**WORK TO BE COMPLETED**
Go through the lines below. Copy those with "this".

··· EXTRACTED RECORDS

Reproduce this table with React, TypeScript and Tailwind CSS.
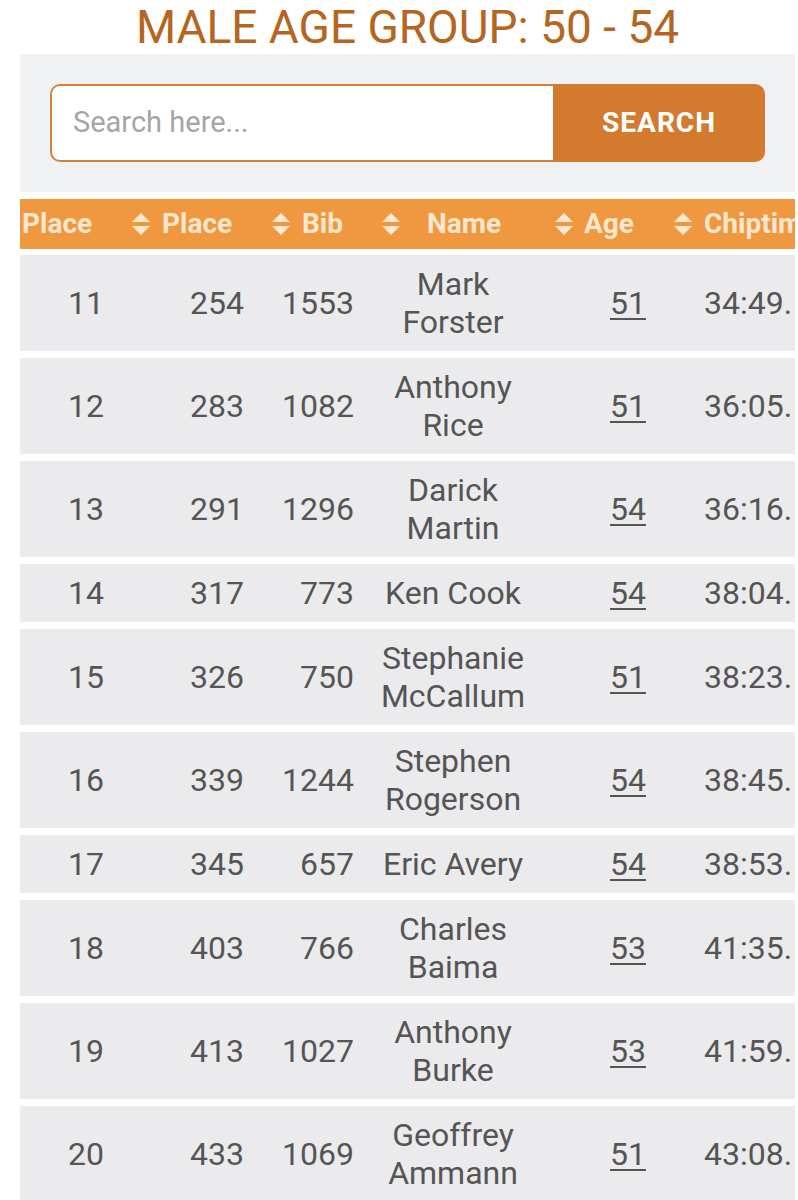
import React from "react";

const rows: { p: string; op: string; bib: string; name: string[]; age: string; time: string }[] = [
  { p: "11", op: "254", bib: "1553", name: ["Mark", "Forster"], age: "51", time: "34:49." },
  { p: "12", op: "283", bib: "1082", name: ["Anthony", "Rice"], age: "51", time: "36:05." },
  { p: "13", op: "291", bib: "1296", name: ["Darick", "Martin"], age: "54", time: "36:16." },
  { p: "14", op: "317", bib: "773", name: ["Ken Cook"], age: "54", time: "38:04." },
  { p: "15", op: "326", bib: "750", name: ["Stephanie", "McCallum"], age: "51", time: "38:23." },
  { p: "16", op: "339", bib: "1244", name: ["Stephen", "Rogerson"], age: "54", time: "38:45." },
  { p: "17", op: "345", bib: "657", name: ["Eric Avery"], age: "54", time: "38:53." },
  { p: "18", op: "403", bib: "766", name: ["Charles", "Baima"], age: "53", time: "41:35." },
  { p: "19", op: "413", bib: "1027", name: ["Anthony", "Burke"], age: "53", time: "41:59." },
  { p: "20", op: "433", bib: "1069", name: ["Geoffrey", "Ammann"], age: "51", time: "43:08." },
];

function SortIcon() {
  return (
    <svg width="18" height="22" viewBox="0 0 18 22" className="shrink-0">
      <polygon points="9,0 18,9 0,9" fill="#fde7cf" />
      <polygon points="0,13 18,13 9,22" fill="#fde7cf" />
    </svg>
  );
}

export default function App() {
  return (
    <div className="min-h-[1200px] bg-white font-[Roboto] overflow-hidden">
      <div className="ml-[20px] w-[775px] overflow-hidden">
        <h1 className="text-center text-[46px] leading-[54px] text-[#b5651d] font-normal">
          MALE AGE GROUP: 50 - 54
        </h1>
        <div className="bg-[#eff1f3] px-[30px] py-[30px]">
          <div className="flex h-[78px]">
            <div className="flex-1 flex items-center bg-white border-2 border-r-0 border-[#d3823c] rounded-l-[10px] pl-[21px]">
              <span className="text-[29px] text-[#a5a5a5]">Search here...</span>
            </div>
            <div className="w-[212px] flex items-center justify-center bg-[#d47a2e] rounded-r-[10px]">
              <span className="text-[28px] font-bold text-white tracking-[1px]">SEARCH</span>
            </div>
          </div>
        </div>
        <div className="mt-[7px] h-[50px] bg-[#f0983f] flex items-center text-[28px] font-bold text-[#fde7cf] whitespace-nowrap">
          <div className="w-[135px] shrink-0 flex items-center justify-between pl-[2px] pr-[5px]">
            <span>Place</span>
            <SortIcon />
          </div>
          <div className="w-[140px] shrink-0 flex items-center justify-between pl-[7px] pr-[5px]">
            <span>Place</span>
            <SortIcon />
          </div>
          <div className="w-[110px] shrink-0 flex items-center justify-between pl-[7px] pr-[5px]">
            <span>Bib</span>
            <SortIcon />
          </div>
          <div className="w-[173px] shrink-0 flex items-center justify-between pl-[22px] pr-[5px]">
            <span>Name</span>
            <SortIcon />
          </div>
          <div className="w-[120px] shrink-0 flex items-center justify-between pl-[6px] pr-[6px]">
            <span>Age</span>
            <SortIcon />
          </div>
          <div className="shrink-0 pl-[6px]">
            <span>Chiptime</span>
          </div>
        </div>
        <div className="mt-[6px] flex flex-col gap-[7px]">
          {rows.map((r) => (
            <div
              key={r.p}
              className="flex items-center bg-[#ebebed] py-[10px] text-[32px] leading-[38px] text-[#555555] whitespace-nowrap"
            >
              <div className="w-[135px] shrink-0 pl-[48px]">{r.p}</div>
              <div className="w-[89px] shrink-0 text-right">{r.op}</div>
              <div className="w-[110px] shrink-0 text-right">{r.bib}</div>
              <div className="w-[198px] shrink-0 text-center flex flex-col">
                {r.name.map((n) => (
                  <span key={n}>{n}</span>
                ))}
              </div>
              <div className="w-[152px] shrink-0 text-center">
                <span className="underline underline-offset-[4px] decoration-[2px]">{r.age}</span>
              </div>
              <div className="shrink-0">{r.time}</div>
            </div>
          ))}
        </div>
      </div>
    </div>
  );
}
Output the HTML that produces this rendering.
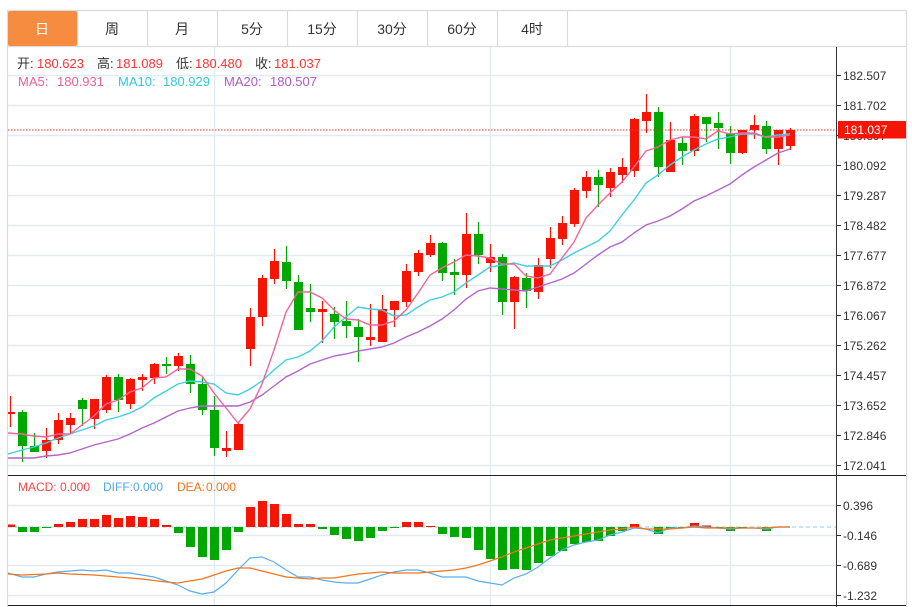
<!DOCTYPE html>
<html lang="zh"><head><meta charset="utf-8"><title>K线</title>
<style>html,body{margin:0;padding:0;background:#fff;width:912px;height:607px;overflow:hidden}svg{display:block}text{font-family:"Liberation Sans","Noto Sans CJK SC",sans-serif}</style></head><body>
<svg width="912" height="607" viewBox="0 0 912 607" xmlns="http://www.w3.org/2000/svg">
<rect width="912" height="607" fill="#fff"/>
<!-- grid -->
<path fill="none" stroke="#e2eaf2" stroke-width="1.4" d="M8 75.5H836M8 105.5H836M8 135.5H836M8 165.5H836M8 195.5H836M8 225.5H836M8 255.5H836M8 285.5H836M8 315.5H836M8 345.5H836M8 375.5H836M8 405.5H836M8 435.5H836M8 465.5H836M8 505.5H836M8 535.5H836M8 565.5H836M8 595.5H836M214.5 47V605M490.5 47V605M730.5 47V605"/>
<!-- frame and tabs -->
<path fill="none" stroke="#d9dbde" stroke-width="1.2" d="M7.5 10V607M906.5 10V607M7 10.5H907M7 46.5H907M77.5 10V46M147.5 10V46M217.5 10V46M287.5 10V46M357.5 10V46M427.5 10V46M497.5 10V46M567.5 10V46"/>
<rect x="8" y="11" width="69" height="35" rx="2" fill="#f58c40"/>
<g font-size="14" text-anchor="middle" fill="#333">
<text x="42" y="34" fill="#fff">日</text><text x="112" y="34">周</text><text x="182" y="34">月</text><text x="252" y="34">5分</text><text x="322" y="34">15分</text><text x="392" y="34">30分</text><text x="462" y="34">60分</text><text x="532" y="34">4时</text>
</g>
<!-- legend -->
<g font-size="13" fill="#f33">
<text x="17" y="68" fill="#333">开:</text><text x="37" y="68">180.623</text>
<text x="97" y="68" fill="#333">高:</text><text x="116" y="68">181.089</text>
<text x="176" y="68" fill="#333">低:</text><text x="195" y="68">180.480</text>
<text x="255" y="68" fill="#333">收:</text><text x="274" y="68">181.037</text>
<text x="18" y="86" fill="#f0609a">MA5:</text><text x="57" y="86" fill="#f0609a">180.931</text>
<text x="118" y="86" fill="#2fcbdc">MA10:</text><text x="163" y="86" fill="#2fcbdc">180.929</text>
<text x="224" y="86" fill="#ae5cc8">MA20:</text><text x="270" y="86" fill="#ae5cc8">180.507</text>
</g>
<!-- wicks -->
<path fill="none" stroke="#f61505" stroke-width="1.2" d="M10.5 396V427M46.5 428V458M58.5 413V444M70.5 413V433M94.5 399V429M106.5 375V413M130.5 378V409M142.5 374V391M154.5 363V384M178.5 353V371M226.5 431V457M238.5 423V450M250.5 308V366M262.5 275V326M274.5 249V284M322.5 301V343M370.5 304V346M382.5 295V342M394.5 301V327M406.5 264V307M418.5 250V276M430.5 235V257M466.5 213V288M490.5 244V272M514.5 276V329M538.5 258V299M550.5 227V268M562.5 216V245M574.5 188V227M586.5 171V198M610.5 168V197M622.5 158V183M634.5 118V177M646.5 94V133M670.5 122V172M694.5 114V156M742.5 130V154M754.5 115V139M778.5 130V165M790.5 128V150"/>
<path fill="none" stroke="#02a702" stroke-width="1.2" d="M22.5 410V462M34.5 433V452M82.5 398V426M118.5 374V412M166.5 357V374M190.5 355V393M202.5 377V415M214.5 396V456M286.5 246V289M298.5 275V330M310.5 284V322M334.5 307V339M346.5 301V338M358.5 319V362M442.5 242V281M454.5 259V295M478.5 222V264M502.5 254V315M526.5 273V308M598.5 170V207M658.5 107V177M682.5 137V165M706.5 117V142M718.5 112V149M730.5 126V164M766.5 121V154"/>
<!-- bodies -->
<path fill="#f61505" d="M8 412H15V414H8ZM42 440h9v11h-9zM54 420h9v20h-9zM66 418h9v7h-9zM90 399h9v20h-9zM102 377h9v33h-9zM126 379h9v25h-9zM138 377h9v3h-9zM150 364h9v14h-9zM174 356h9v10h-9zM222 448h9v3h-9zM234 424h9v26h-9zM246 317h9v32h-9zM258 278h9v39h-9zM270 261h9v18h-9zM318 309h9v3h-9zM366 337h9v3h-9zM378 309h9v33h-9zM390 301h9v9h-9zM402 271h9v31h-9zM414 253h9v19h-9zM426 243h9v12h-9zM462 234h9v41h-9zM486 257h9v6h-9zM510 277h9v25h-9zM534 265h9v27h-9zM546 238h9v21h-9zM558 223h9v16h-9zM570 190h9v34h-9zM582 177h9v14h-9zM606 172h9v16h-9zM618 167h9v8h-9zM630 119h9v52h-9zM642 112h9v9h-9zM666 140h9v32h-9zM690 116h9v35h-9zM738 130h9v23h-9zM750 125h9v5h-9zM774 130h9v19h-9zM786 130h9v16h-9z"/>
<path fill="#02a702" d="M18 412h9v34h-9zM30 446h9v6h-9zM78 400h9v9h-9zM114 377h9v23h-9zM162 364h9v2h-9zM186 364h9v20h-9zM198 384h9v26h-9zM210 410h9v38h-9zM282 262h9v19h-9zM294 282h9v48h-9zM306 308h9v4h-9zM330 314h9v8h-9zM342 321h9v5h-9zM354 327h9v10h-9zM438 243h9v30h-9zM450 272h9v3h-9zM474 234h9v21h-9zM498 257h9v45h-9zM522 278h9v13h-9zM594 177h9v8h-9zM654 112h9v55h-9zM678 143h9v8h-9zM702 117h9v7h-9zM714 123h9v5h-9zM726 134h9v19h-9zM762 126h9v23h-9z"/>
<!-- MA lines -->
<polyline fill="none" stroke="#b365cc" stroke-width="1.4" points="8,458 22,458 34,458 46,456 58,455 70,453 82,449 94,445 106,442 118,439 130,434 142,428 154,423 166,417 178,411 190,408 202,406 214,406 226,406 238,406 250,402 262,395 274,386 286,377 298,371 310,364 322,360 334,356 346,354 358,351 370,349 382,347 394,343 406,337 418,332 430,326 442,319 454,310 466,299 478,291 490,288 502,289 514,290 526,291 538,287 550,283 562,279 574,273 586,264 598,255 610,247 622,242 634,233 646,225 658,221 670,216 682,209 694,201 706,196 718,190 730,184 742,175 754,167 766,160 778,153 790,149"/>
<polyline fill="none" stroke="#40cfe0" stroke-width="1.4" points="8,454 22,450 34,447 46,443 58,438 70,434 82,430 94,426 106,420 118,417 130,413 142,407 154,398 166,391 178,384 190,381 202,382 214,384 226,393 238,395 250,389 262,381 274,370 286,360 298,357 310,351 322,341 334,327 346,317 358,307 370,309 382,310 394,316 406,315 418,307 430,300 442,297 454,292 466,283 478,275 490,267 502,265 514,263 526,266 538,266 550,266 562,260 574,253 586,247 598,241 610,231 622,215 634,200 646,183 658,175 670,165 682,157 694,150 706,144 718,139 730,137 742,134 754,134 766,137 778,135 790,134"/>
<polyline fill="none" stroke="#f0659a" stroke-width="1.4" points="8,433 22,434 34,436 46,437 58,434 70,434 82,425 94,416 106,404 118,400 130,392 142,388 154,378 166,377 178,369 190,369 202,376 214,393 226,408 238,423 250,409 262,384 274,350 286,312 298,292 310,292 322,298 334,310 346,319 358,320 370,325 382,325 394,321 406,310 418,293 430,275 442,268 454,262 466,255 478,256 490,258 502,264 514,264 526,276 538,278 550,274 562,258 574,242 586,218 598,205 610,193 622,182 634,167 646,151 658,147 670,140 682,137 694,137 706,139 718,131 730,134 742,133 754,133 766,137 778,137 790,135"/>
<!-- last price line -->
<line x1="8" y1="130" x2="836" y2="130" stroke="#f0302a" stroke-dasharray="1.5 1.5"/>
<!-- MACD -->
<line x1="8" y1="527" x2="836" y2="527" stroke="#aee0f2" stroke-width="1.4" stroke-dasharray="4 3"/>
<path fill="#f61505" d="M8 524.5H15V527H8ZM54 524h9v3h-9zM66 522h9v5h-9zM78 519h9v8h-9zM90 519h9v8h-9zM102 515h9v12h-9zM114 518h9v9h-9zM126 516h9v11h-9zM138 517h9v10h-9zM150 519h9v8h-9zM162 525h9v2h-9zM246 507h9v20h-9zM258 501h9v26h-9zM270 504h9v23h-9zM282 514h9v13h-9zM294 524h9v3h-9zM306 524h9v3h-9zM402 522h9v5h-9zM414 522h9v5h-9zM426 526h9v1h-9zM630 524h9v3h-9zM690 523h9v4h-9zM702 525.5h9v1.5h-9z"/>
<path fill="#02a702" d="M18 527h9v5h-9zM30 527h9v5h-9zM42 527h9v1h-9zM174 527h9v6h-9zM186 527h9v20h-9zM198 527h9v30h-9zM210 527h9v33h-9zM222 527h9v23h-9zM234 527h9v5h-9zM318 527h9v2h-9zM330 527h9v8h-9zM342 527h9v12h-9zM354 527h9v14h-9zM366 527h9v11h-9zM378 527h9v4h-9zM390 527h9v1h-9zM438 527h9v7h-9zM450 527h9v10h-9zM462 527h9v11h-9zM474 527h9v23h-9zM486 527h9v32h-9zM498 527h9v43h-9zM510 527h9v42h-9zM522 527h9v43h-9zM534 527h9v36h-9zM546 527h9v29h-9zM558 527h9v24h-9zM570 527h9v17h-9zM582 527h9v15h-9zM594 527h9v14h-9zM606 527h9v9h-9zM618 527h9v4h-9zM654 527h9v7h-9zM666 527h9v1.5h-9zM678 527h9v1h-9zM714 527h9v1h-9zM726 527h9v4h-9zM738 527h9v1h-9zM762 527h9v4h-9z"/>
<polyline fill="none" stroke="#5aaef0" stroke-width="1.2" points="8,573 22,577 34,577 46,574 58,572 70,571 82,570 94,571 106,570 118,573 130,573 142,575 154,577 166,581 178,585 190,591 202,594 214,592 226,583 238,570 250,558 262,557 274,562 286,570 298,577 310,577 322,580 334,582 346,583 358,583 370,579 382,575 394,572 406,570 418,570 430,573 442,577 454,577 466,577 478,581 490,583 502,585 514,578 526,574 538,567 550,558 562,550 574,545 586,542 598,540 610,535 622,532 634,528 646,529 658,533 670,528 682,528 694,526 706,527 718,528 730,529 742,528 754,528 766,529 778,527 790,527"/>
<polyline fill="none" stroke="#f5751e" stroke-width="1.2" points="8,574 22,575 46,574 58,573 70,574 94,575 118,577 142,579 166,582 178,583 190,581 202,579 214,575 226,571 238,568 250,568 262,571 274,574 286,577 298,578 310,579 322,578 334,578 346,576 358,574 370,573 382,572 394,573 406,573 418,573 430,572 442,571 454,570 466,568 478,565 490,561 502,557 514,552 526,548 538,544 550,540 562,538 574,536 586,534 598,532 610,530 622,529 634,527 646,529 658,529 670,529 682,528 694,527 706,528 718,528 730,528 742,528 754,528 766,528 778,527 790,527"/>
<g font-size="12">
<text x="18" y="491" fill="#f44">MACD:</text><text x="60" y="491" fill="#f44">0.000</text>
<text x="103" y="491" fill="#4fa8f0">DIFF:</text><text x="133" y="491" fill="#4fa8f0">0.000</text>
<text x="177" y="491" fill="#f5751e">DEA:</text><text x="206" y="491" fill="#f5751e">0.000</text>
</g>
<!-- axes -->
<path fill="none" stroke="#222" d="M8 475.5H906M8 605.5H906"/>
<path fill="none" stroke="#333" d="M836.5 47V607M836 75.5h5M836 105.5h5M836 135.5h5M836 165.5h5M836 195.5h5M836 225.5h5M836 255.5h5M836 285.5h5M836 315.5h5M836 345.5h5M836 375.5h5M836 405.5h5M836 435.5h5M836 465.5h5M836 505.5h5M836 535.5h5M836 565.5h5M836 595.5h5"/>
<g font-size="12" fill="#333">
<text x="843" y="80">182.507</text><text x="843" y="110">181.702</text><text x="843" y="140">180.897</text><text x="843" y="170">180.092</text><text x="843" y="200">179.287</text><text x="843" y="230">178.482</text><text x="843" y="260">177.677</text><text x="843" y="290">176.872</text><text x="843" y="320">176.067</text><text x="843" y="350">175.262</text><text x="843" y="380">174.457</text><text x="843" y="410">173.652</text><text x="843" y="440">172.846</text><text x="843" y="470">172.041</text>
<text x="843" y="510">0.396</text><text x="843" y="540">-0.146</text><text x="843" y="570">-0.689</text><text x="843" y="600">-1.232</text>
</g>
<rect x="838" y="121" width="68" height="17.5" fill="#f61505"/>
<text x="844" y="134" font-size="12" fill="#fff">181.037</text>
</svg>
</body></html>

······

**COMPLETE ANSWER**
Reproduce this table with React, TypeScript and Tailwind CSS.
Output the HTML that produces this rendering.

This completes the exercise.